In June 2016, someone broke into and searched her car, but left everything behind. She became convinced it was Russia-linked when her car was broken into and ransacked two more times but nothing was stolen. On one occasion a Ukrainian blouse that had been in a dry cleaning bag in the back seat was draped over the front seat. A few days later, a woman "wearing a white flowers in her hair" (like a Ukrainian headpiece) tried to break into Chalupa's home. She mentioned the incident to Shulyar, who told her it resembled intimidation campaigns used against foreigners in Russia. Chalupa began receiving death threats in the second half of 2016.

==== FEC complaints ====

The conservative watchdog group Foundation for Accountability and Civic Trust filed a complaint against Chalupa and the DNC with the Federal Election Commission (FEC) in August 2017. The complaint alleges that the research assistance the Ukrainian embassy provided to her during the 2016 election campaign was an illegal campaign contribution to the DNC because of her work for them at the time. The pro-Trump super PAC Committee to Defend the President filed a similar FEC complaint against the DNC in September 2019, alleging that the DNC ordered Chalupa to investigate Manafort and Trump.

In 2019, the FEC sent a letter to Chalupa stating that its attorneys "found reason to believe that you violated [the Federal Election Campaign Act] by soliciting, accepting or receiving contributions from foreign nationals" and that "the Ukrainian Embassy made in-kind contributions to the DNC by performing opposition research on the Trump campaign at no charge to the DNC." In a separate letter sent to the DNC, the FEC said that the DNC "does not directly deny that Chalupa obtained assistance from the Ukrainians nor that she passed on the Ukrainian Embassy's research to DNC officials." And that DNC officials "may have authorized Chalupa to act as an intermediary [with the Embassy] to solicit and receive negative information about the Trump campaign."

In 2021, the FEC voted 4-2 to dismiss the allegations that Chalupa or the DNC had violated any federal campaign laws. The FEC general counsel's office concluded that Chalupas actions amounted to soliciting an illegal foreign contribution to aid the Clinton campaign, but Democratic Commissioner Ellen Weintraub said the investigation into the matter relied on tainted testimony from Andrii Telizhenko, who Weintraub claimed was a Russian agent.

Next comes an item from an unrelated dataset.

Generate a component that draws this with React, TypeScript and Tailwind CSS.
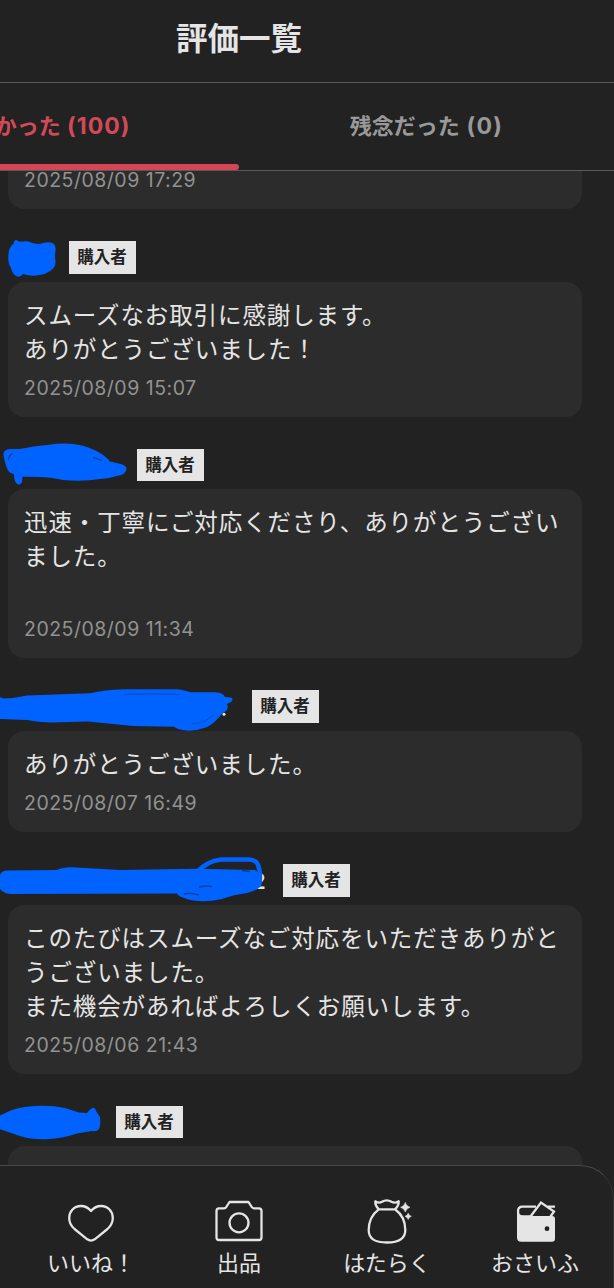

==== Calls for DOJ investigation ====
U.S. Senator Chuck Grassley urged the Department of Justice (DOJ) on two occasions to investigate alleged coordination between Chalupa and the Ukrainian government to interfere in the 2016 election. In July 2017, he sent a letter in his capacity as chairman of the Senate Judiciary Committee. Chalupa denied the claims, saying that she acted as a part time consultant in 2016, and that she was never asked by DNC officials to "go to the Ukrainian Embassy to collect information." She did admit to meeting with representatives of the Ukrainian Embassy, but claimed that these meetings had to do with "Immigrant Heritage Month women's networking event." Grassley and Senator Ron Johnson sent a second letter in September 2019 in their capacities as the chairs of the Senate Finance and Homeland Security Committees. Both letters cite the 2017 Politico article as evidence.

==== Impeachment Inquiry ====
During the US Congress' 2019 Impeachment Inquiry hearings, House Intelligence Committee ranking member Devin Nunes several times cited Alexandra Chalupa as a fact witness that committee chairman Adam Schiff refused to bring before the committee. Chalupa responded that she would welcome the opportunity to testify and push back against the Republican narrative about her involvement with Ukrainian officials.